103. No que diz respeito aos atos de concorrência desleal que afetam os interesses de um determinado concorrente, como sucede no processo principal, o artigo 6.o, n.o 2, do Regulamento Roma II prevê a aplicação da regra geral estabelecida no artigo 4.o do regulamento (103), nomeadamente, a lei do país onde ocorre o dano (104).
104. Tendo em consideração o exposto, considero que os tribunais franceses serão competentes se se demonstrar que a Gtflix Tv tem um número significativo de clientes em França que provavelmente têm acesso e compreendem a publicação ou publicações em causa.
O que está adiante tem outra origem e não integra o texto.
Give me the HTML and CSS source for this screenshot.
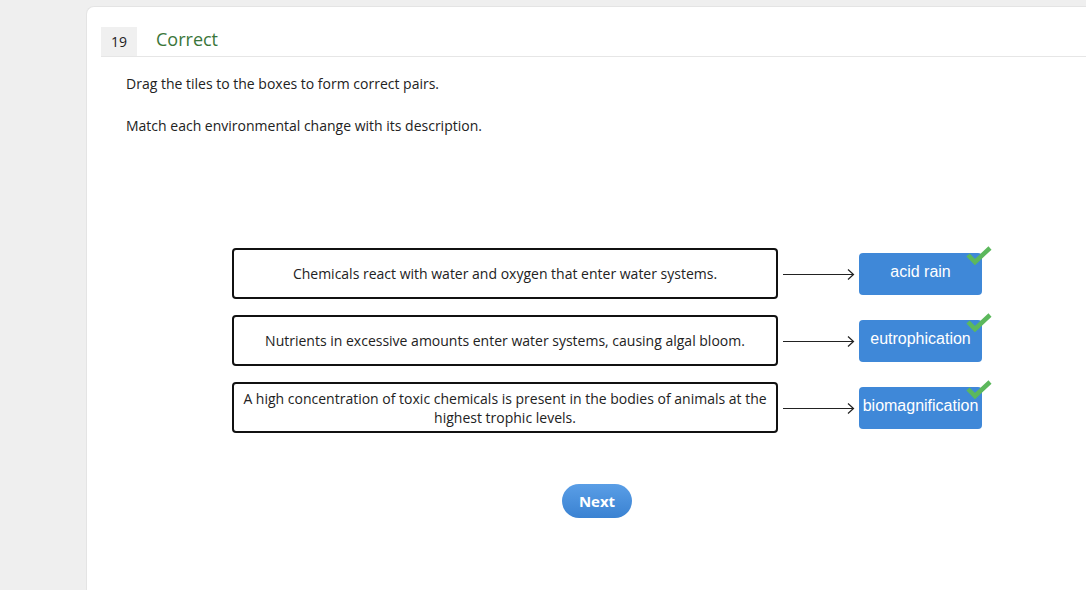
FILE: index.html
```html
<!DOCTYPE html>
<html>
<head>
<meta charset="utf-8">
<link rel="stylesheet" href="styles.css">
</head>
<body>
<div class="card">
  <div class="header">
    <div class="qnum">19</div>
    <div class="status">Correct</div>
  </div>
  <div class="prompt">
    <p>Drag the tiles to the boxes to form correct pairs.</p>
    <p>Match each environmental change with its description.</p>
  </div>
  <div class="pairs">
    <div class="pair">
      <div class="desc">Chemicals react with water and oxygen that enter water systems.</div>
      <svg class="arrow" width="72" height="12" viewBox="0 0 72 12"><path d="M0 6.5H70M65 1.5L70.5 6.5L65 11.5" fill="none" stroke="#222" stroke-width="1.2"/></svg>
      <div class="tile">acid rain<svg class="check" width="28" height="22" viewBox="0 0 28 22"><path d="M3 10L10 17L25 3" fill="none" stroke="#5cb85c" stroke-width="4.5"/></svg></div>
    </div>
    <div class="pair">
      <div class="desc">Nutrients in excessive amounts enter water systems, causing algal bloom.</div>
      <svg class="arrow" width="72" height="12" viewBox="0 0 72 12"><path d="M0 6.5H70M65 1.5L70.5 6.5L65 11.5" fill="none" stroke="#222" stroke-width="1.2"/></svg>
      <div class="tile">eutrophication<svg class="check" width="28" height="22" viewBox="0 0 28 22"><path d="M3 10L10 17L25 3" fill="none" stroke="#5cb85c" stroke-width="4.5"/></svg></div>
    </div>
    <div class="pair">
      <div class="desc">A high concentration of toxic chemicals is present in the bodies of animals at the highest trophic levels.</div>
      <svg class="arrow" width="72" height="12" viewBox="0 0 72 12"><path d="M0 6.5H70M65 1.5L70.5 6.5L65 11.5" fill="none" stroke="#222" stroke-width="1.2"/></svg>
      <div class="tile">biomagnification<svg class="check" width="28" height="22" viewBox="0 0 28 22"><path d="M3 10L10 17L25 3" fill="none" stroke="#5cb85c" stroke-width="4.5"/></svg></div>
    </div>
  </div>
  <div class="actions">
    <button class="next">Next</button>
  </div>
</div>
</body>
</html>
```

FILE: styles.css
```css
html, body {
  margin: 0;
  padding: 0;
  background: #efefef;
  font-family: "Open Sans", "Liberation Sans", sans-serif;
  color: #222;
  height: 100%;
  overflow: hidden;
}

.card {
  margin: 6px 0 0 86px;
  background: #fff;
  border-top-left-radius: 8px;
  border-left: 1px solid #e4e4e4;
  border-top: 1px solid #e4e4e4;
  min-height: 600px;
  padding: 20px 0 0 14px;
  box-sizing: border-box;
}

.header {
  display: flex;
  align-items: flex-start;
  height: 29px;
  border-bottom: 1px solid #e6e6e6;
}

.qnum {
  width: 36px;
  height: 29px;
  background: #f0f0f0;
  display: flex;
  align-items: center;
  justify-content: center;
  font-size: 14px;
  color: #222;
}

.status {
  margin-left: 19px;
  font-size: 18px;
  color: #3a763a;
  line-height: 25px;
}

.prompt {
  padding-left: 25px;
  font-size: 14px;
}

.prompt p {
  margin: 0;
  line-height: 20px;
}

.prompt p:first-child {
  margin-top: 17px;
}

.prompt p + p {
  margin-top: 22px;
}

.pairs {
  margin-top: 112px;
  margin-left: 131px;
  display: flex;
  flex-direction: column;
  gap: 16px;
}

.pair {
  display: flex;
  align-items: center;
}

.desc {
  width: 546px;
  height: 51px;
  box-sizing: border-box;
  border: 2px solid #111;
  border-radius: 4px;
  display: flex;
  align-items: center;
  justify-content: center;
  text-align: center;
  font-size: 14px;
  line-height: 19px;
  padding: 0 8px;
}

.arrow {
  margin-left: 5px;
  display: block;
}

.tile {
  position: relative;
  margin-left: 4px;
  width: 123px;
  height: 42px;
  box-sizing: border-box;
  padding-bottom: 4px;
  background: #3f88d8;
  border-radius: 4px;
  color: #fff;
  font-family: "Liberation Sans", Arial, sans-serif;
  font-size: 16px;
  display: flex;
  align-items: center;
  justify-content: center;
}

.check {
  position: absolute;
  right: -11px;
  top: -8px;
}

.actions {
  margin-top: 51px;
  margin-left: 461px;
}

.next {
  width: 70px;
  height: 34px;
  border: none;
  border-radius: 17px;
  background: linear-gradient(#5a9ee6, #3a82d2);
  color: #fff;
  font-family: "Open Sans", sans-serif;
  font-weight: bold;
  font-size: 15px;
  padding: 0;
}
```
A verificação destes factos incumbe ao tribunal nacional.
V. Conclusão
105. Uma vez que um pedido de retificação de dados e de supressão de determinados conteúdos só pode ser intentado nos tribunais do domicílio do demandado, ou nos do local do evento causal, ou naqueles em que o centro de interesses do demandante está situado, proponho que a resposta à questão prejudicial seja a seguinte:
O artigo 7.o, n.o 2, do Regulamento n.o 1215/2012 do Parlamento Europeu e do Conselho, de 12 de dezembro de 2012, relativo à competência judiciária, ao reconhecimento e à execução de decisões em matéria civil e comercial deve ser interpretado no sentido de que um demandante que invoca um ato de concorrência desleal que consiste na difusão de afirmações depreciativas na Internet e que pretende obter a retificação de dados e a supressão de determinados conteúdos, bem como a indemnização pelos danos morais e económicos daí resultantes, pode intentar a ação, nos tribunais de cada Estado‑Membro em cujo território o conteúdo está ou esteve acessível em linha, apenas para indemnização dos danos causados no território desse Estado‑Membro. No entanto, para que esses tribunais sejam competentes é necessário que o demandante possa demonstrar que tem um número significativo de consumidores nessa ordem jurídica que provavelmente tenham acesso e compreendam a publicação em causa.